L’utilisation de la génétique est-elle une pratique courante ?
Il faut différencier la génétique des cellules leucémiques et cancéreuses (que l’on appelle la génétique « tumorale » ou « somatique »), de la génétique présente dans les autres cellules normales de notre organisme (on l’appelle la génétique « constitutionnelle »). La génétique « tumorale » est utilisée quotidiennement pour caractériser les cellules leucémiques et cancéreuses. Elle guide le médecin pour choisir le traitement le plus approprié. Parfois, on essaie d’identifier si le patient présente une prédisposition à la leucémie. Dans cette situation, il faut réaliser des examens qui vont interroger la génétique des cellules normales, dite « constitutionnelle ». Ces examens de la génétique des cellules normales ne se pratiquent pas sans l’accord de la famille et du patient, qui sont libres de le refuser. La difficulté avec les programmes de séquençage moderne tels que proposés dans le programme FMG 2025, c’est que la frontière entre la génétique « tumorale » et la génétique « constitutionnelle » est de plus en plus ténue.
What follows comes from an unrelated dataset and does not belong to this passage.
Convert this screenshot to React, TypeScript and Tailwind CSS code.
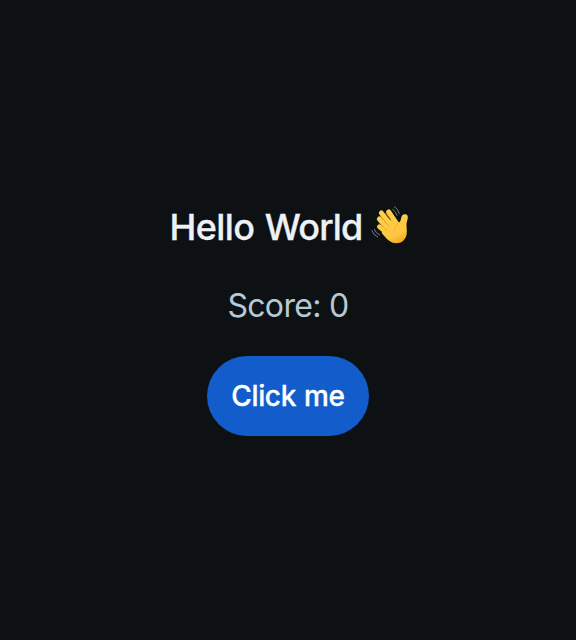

Mais l’aspect génétique ne permettrait-il pas de mieux adapter la prise en charge ?
Les outils génétiques constitutionnels, sont intéressants en ce sens qu’ils permettent d’identifier les marqueurs de thrombose (phlébite, embolie pulmonaire …) par exemple, chez certains patients qui sont à risque de faire des événements ou des complications des traitements. Un autre exemple est celui de l’utilisation de la mercaptopurine qui est une chimiothérapie orale essentielle dans le traitement de la leucémie aiguë lymphoblastique. On est aujourd’hui en capacité de savoir à l'avance quels sont les patients pour lesquels il faut baisser la dose, au risque de les mettre en danger avec les doses conventionnelles. En conclusion, la génétique constitutionnelle des médicaments, que l’on appelle aussi la pharmacogénétique, sera très importante dans le futur pour adapter avec plus de précision les doses des traitements.
Pourra-t-on alors parler de personnalisation d’une médecine plus précise ?
De tous temps la médecine a été personnalisée, adaptée et précise ! Aujourd’hui, on a juste des outils bien plus conséquents, qui génèrent une masse d'information colossale supplémentaire. Il est probable que dans le futur le médecin devra intégrer bien plus de données pour soigner les patients, dont la génétique, pour choisir le bon médicament, la bonne combinaison des médicaments entre eux, le meilleur moment pour les administrer et les bonnes doses à utiliser. La médecine avance tous les jours. Les innovations sont intégrées dès que possible par les médecins pour soigner les malades et faire progresser les taux de guérison.